PAYPAL SEEMS TO HAVE DECIDED that Bill Quick’s blog is a “hate site” or something, which is absurd, and they’re threatening to shut down his account.

This strikes me as a terrible move on their part, and they certainly deserve to hear from everyone who is unhappy about it.

RICHARD COHEN is defending Dan Rather for making an honest mistake: “Mistakes are what happen to aggressive news organizations.”

Yes, and so is fixing them when it’s obvious that they’re mistakes, instead of stonewalling and calling those who point them out partisan hacks.

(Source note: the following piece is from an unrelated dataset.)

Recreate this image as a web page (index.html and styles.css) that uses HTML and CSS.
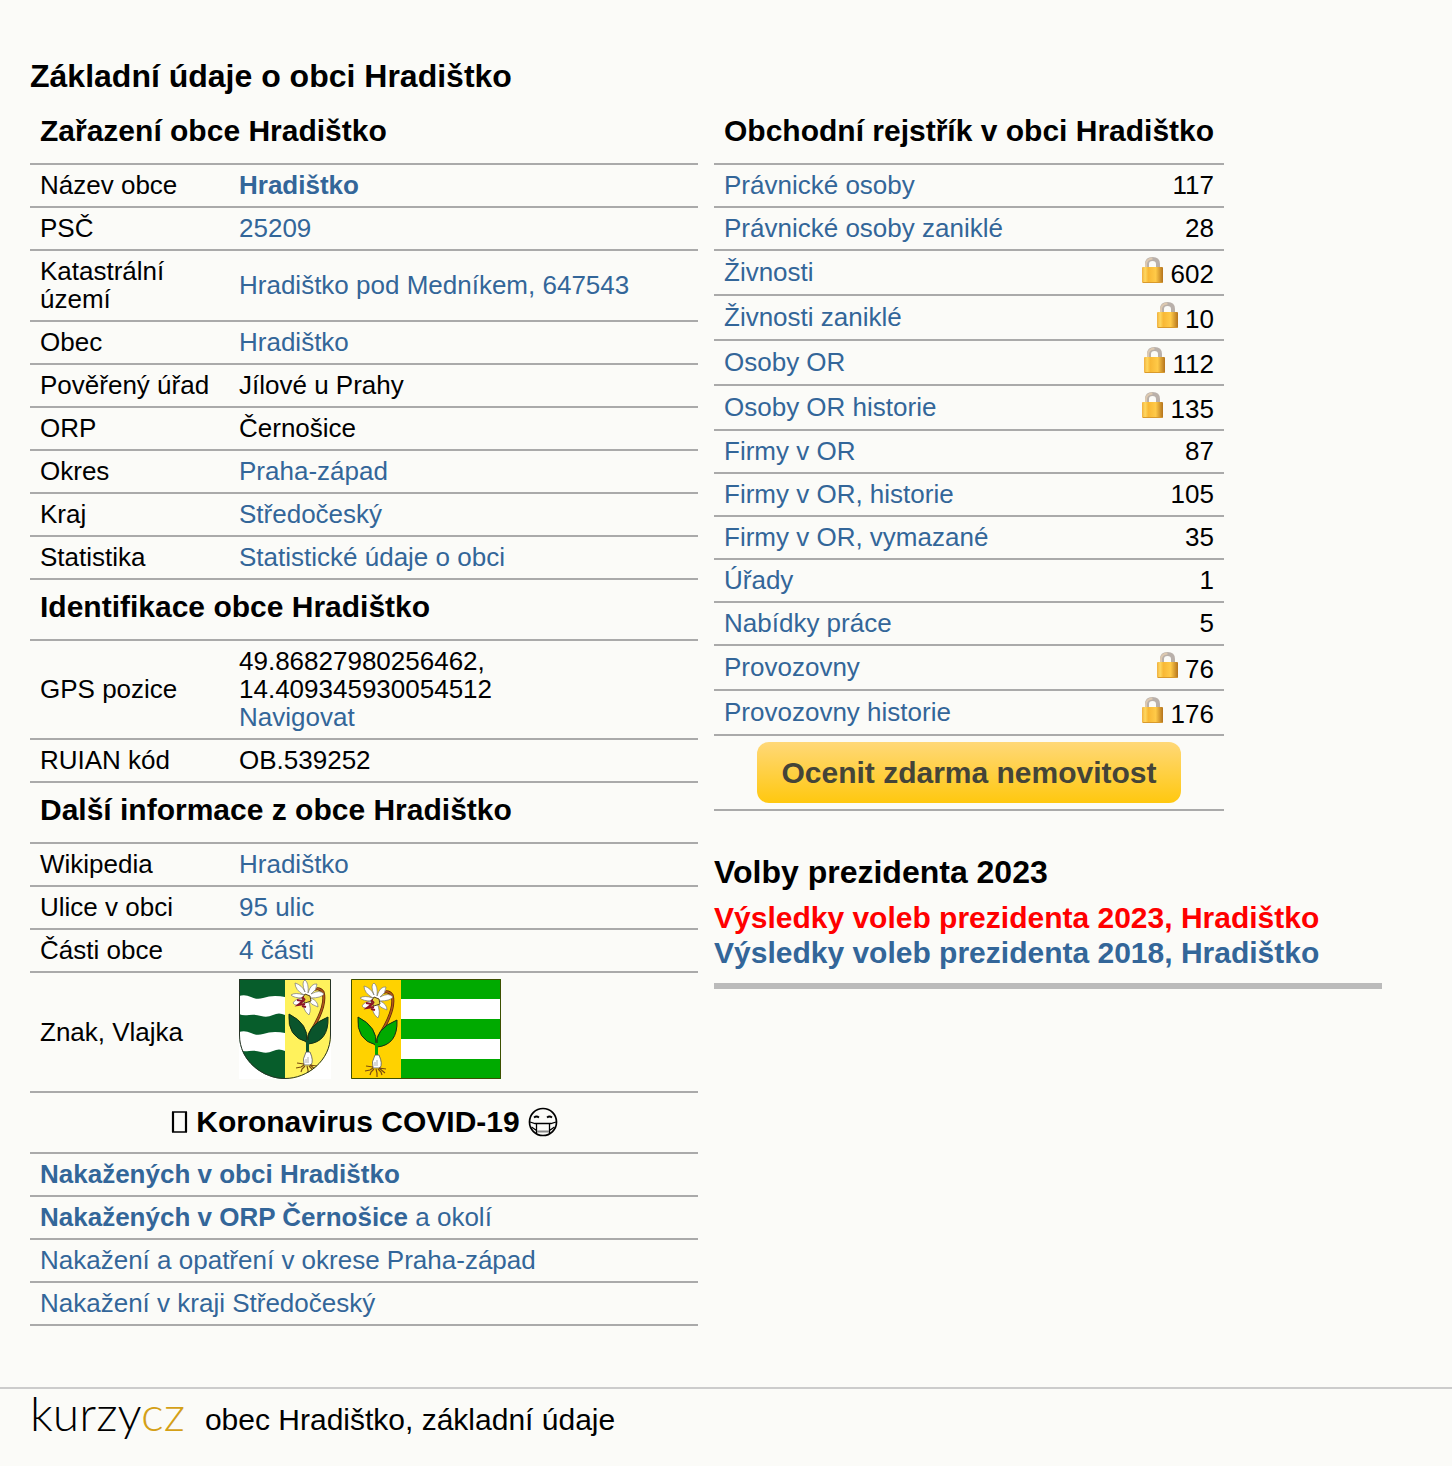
FILE: index.html
```html
<!DOCTYPE html>
<html lang="cs">
<head>
<meta charset="utf-8">
<meta name="viewport" content="width=device-width, initial-scale=1">
<title>Obec Hradištko, základní údaje</title>
<link rel="stylesheet" href="styles.css">
</head>
<body>
<svg class="defs" width="0" height="0" aria-hidden="true">
  <defs>
    <linearGradient id="gold" x1="0" y1="0" x2="1" y2="0">
      <stop offset="0" stop-color="#f0b040"/><stop offset=".15" stop-color="#ffd860"/><stop offset=".3" stop-color="#f8b835"/><stop offset=".65" stop-color="#ffca48"/><stop offset="1" stop-color="#b5741c"/>
    </linearGradient>
    <symbol id="lock" viewBox="0 0 21 26">
      <path d="M5 12V7Q5 2 10.500 2T16 7V12" fill="none" stroke="#b9b0aa" stroke-width="4"/>
      <path d="M4 12V7Q4.500 2 10.500 1.500" fill="none" stroke="#ddc9b0" stroke-width="2"/>
      <rect x="0" y="10" width="21" height="16" rx="1" fill="url(#gold)"/>
      <path d="M1 25.500h19" stroke="#d99a2c"/>
    </symbol>
    <symbol id="flower" viewBox="0 0 46 100">
      <path d="M26 12Q34 7 38 13C42 26 32 43 25 54L22 64" fill="none" stroke="#5a2408" stroke-width="3"/>
      <path d="M26 12Q34 7 38 13C42 26 32 43 25 54L22 64" fill="none" stroke="#b0561a" stroke-width="1.600"/>
      <path d="M22 63Q2 58 4 35Q24 45 22 63ZM23 65Q20 47 43 38Q44 63 23 65Z" stroke="#123016" stroke-width="1"/>
      <path d="M22.500 61V76" stroke-width="3"/>
      <path d="M19 16Q10 11 10 4Q17 6 20 13Q16 3 20 1Q24 4 23 14Q26 4 32 5Q32 11 26 15Q35 10 39 15Q36 19 26 19Q33 22 33 28Q26 26 23 21Q27 30 24 36Q17 31 19 22Q11 29 8 24Q10 20 17 19Q9 19 6 16Q10 13 19 16Z" fill="#fff" stroke="#777" stroke-width=".7"/>
      <path d="M20 15L25 17L26 22L20 24L17 20Z" fill="#ead23a" stroke="#54401c" stroke-width="1"/>
      <path d="M12 21l6 1-5 4 7-1M17 27l4 1M17 18l3 3" fill="none" stroke="#8b1428" stroke-width="2"/>
      <path d="M21 73h4Q29 82 26 86H19Q17 80 21 73Z" fill="#fff" stroke="#555" stroke-width=".8"/>
      <path d="M23 78v6M21 80v4" stroke="#999" stroke-width=".8" fill="none"/>
      <path d="M19 85l-7-1M19 86l-3 2-5 1M20 87l-3 3-1 3M22 87l1 4v4M24 87l3 3 1 3M25 86l7 1M25 86l6 5" fill="none" stroke="#7a4c10" stroke-width="1.200"/>
    </symbol>
    <clipPath id="shield"><path d="M0 0H92V56C92 82 68 100 46 100S0 82 0 56Z"/></clipPath>
  </defs>
</svg>

<main class="page">
  <h1 class="title">Základní údaje o obci Hradištko</h1>
  <div class="columns">
    <section>
      <table class="data details">
        <tbody>
          <tr><th class="group" colspan="2">Zařazení obce Hradištko</th></tr>
          <tr><th class="label">Název obce</th><td><a href="#"><b>Hradištko</b></a></td></tr>
          <tr><th class="label">PSČ</th><td><a href="#">25209</a></td></tr>
          <tr><th class="label">Katastrální území</th><td><a href="#">Hradištko pod Medníkem, 647543</a></td></tr>
          <tr><th class="label">Obec</th><td><a href="#">Hradištko</a></td></tr>
          <tr><th class="label">Pověřený úřad</th><td>Jílové u Prahy</td></tr>
          <tr><th class="label">ORP</th><td>Černošice</td></tr>
          <tr><th class="label">Okres</th><td><a href="#">Praha-západ</a></td></tr>
          <tr><th class="label">Kraj</th><td><a href="#">Středočeský</a></td></tr>
          <tr><th class="label">Statistika</th><td><a href="#">Statistické údaje o obci</a></td></tr>
        </tbody>
        <tbody>
          <tr><th class="group" colspan="2">Identifikace obce Hradištko</th></tr>
          <tr><th class="label">GPS pozice</th><td>49.86827980256462,<br>14.409345930054512<br><a href="#">Navigovat</a></td></tr>
          <tr><th class="label">RUIAN kód</th><td>OB.539252</td></tr>
        </tbody>
        <tbody>
          <tr><th class="group" colspan="2">Další informace z obce Hradištko</th></tr>
          <tr><th class="label">Wikipedia</th><td><a href="#">Hradištko</a></td></tr>
          <tr><th class="label">Ulice v obci</th><td><a href="#">95 ulic</a></td></tr>
          <tr><th class="label">Části obce</th><td><a href="#">4 části</a></td></tr>
          <tr><th class="label">Znak, Vlajka</th><td>
            <div class="symbols">
              <svg width="92" height="100" viewBox="0 0 92 100" role="img" aria-label="Znak">
                <path d="M0 0H92V100H0Z" fill="#fff"/>
                <g clip-path="url(#shield)">
                  <path d="M0 0H46V100H0Z" fill="#075d2b"/>
                  <path d="M46 0H92V100H46Z" fill="#fff25c"/>
                  <path id="wave" d="M0 17Q6 15 12 18T24 19T36 17T46 18V36Q40 33 34 36T22 37T10 36T0 35Z" fill="#fff"/>
                  <use href="#wave" y="36"/>
                  <use href="#flower" x="46" width="46" height="100" fill="#0a542c" stroke="#0a542c"/>
                </g>
                <path d="M.5 .5H91.500V56C91.500 82 68 99.500 46 99.500S.5 82 .5 56Z" fill="none" stroke="#263326" stroke-width="1"/>
              </svg>
              <svg width="150" height="100" viewBox="0 0 150 100" role="img" aria-label="Vlajka">
                <path d="M0 0H150V100H0Z" fill="#00aa00"/>
                <path d="M50 20H150V40H50ZM50 60H150V80H50Z" fill="#fff"/>
                <path d="M0 0H50V100H0Z" fill="#ffd200"/>
                <use href="#flower" x="3" y="3" width="46" height="100" fill="#00aa00" stroke="#00aa00"/>
                <path d="M.5 .5H149.500V99.500H.5Z" fill="none" stroke="#3c5000" stroke-width="1"/>
              </svg>
            </div>
          </td></tr>
        </tbody>
        <tbody>
          <tr><th class="group covid" colspan="2">
            <svg width="18" height="22" viewBox="0 0 18 22" aria-hidden="true"><path d="M2 1H17M2 21H17" stroke="#000" stroke-width="1.500"/><path d="M3 1V21M16 1V21" stroke="#000" stroke-width="2.200"/></svg>
            Koronavirus COVID-19
            <svg class="mask" width="30" height="30" viewBox="0 0 30 30" aria-hidden="true"><g fill="none" stroke="#000" stroke-width="1.700"><circle cx="15" cy="15" r="13.500"/><path d="M6 10.500q2.500-2 5 0M19 10.500q2.500-2 5 0"/><path d="M2 15L7 16.500H23L28 15M8.500 16.500V26M21.500 16.500V26M3.500 20l5 3.500M26.500 20l-5 3.500" stroke-width="1.300"/><path d="M9 24.500H21" stroke="#888" stroke-width="2"/></g></svg>
          </th></tr>
          <tr><td colspan="2"><a href="#"><b>Nakažených v obci Hradištko</b></a></td></tr>
          <tr><td colspan="2"><a href="#"><b>Nakažených v ORP Černošice</b> a okolí</a></td></tr>
          <tr><td colspan="2"><a href="#">Nakažení a opatření v okrese Praha-západ</a></td></tr>
          <tr><td colspan="2"><a href="#">Nakažení v kraji Středočeský</a></td></tr>
        </tbody>
      </table>
    </section>

    <section>
      <table class="data register">
        <tbody>
          <tr><th class="group" colspan="2">Obchodní rejstřík v obci Hradištko</th></tr>
          <tr><td><a href="#">Právnické osoby</a></td><td class="count">117</td></tr>
          <tr><td><a href="#">Právnické osoby zaniklé</a></td><td class="count">28</td></tr>
          <tr class="locked"><td><a href="#">Živnosti</a></td><td class="count"><svg class="lock"><use href="#lock"/></svg> 602</td></tr>
          <tr class="locked"><td><a href="#">Živnosti zaniklé</a></td><td class="count"><svg class="lock"><use href="#lock"/></svg> 10</td></tr>
          <tr class="locked"><td><a href="#">Osoby OR</a></td><td class="count"><svg class="lock"><use href="#lock"/></svg> 112</td></tr>
          <tr class="locked"><td><a href="#">Osoby OR historie</a></td><td class="count"><svg class="lock"><use href="#lock"/></svg> 135</td></tr>
          <tr><td><a href="#">Firmy v OR</a></td><td class="count">87</td></tr>
          <tr><td><a href="#">Firmy v OR, historie</a></td><td class="count">105</td></tr>
          <tr><td><a href="#">Firmy v OR, vymazané</a></td><td class="count">35</td></tr>
          <tr><td><a href="#">Úřady</a></td><td class="count">1</td></tr>
          <tr><td><a href="#">Nabídky práce</a></td><td class="count">5</td></tr>
          <tr class="locked"><td><a href="#">Provozovny</a></td><td class="count"><svg class="lock"><use href="#lock"/></svg> 76</td></tr>
          <tr class="locked"><td><a href="#">Provozovny historie</a></td><td class="count"><svg class="lock"><use href="#lock"/></svg> 176</td></tr>
          <tr><td class="action" colspan="2"><button type="button" class="cta">Ocenit zdarma nemovitost</button></td></tr>
        </tbody>
      </table>
      <div class="elections">
        <h2 class="title">Volby prezidenta 2023</h2>
        <a class="current" href="#">Výsledky voleb prezidenta 2023, Hradištko</a>
        <a href="#">Výsledky voleb prezidenta 2018, Hradištko</a>
      </div>
    </section>
  </div>
</main>

<footer class="footer">
  <a class="logo" href="#">kurzy<span>cz</span></a>
  <span>obec Hradištko, základní údaje</span>
</footer>
</body>
</html>
```
FILE: styles.css
```css
* { box-sizing: border-box; }

body {
  margin: 0;
  background: #fbfbf8;
  color: #000;
  font: 26px/28px "Liberation Sans", Arial, sans-serif;
}

a { color: #369; text-decoration: none; }
a:hover { text-decoration: underline; }

.defs { display: block; }

.page { padding: 58px 70px 61px 30px; }

.title {
  margin: 0;
  font-size: 32px;
  line-height: 36px;
}

.columns {
  display: grid;
  grid-template-columns: 1fr 1fr;
  gap: 16px;
  padding-top: 10px;
}

.data {
  width: 100%;
  border-spacing: 0;
}

.data td,
.data th {
  padding: 6px 10px 7px;
  border-bottom: 2px solid #aaa;
  text-align: left;
  vertical-align: middle;
}

.data .label { width: 199px; font-weight: normal; }

.data .group {
  padding: 10px 10px 15px;
  font-size: 30px;
  line-height: 34px;
}

.data .covid { padding: 12px 10px 13px; text-align: center; }
.covid svg { vertical-align: -1px; }
.covid .mask { vertical-align: -5px; }

.symbols { display: flex; gap: 20px; padding-bottom: 5px; }

.register { width: 510px; max-width: 100%; }
.register .group { padding-right: 0; white-space: nowrap; }
.register .count { text-align: right; }
.register .locked td { height: 45px; }
.register .locked .count { padding: 6px 10px; }

.lock { width: 21px; height: 26px; vertical-align: 0; }

.data .action { padding: 6px 10px; text-align: center; }

.cta {
  display: inline-block;
  height: 61px;
  padding: 0 24px;
  border: 0;
  border-radius: 12px;
  background: linear-gradient(#ffd878, #ffc80f);
  color: #444438;
  font: bold 30px/34px "Liberation Sans", Arial, sans-serif;
  vertical-align: top;
  cursor: pointer;
}

.elections {
  display: flex;
  flex-direction: column;
  margin-top: 43px;
  padding-bottom: 13px;
  border-bottom: 6px solid #bbb;
  font-size: 30px;
  font-weight: bold;
  line-height: 35px;
}

.elections .title { margin-bottom: 10px; }
.elections .current { color: #f00; }

.footer {
  display: flex;
  align-items: flex-start;
  gap: 20px;
  padding: 4px 30px 19px;
  border-top: 2px solid #ccc;
  font-size: 30px;
  line-height: 54px;
}

.logo {
  color: #000;
  font: 300 48px/40px Lato, sans-serif;
}

.logo span { color: #d4a017; }
```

Even if the error was in good faith — which some would certainly dispute — the response wasn’t.

And this sounds like political maneuvering more than journalism:

Newsweek’s Howard Fineman argued that CBS News producer Mary Mapes became “obsessed,” with trying to prove that George W. Bush got special treatment in the National Guard, because she wanted to “save the world from a George Bush presidency, and in the last five years, she’s tried to find that smoking gun that would allow her to do that.” Appearing on MSNBC’s Imus in the Morning on Wednesday, Fineman fretted that due to the CBS scandal, it is getting “increasingly difficult to prove” that the rest of the media strive for “objectivity” and want to be “fair” and “even-handed.” Fineman also predicted that “if Roger Ailes and Fox had done something like this, you know, the world would be on fire.”

I’m guessing that Richard Cohen wouldn’t be defending them as vigorously, either. (And when some blogger blows it this way, I’m guessing that Cohen will write an I-told-you-so column rather than a bend-over-backward defense like this one, though I could be wrong.) But the damage has been done, and defenses like Cohen’s — which pretend that hit jobs intended to influence an election, based on documents that any reasonable person should have recognized as likely false, constitute “committing journalism” — probably explain why media credibility is at a low point today.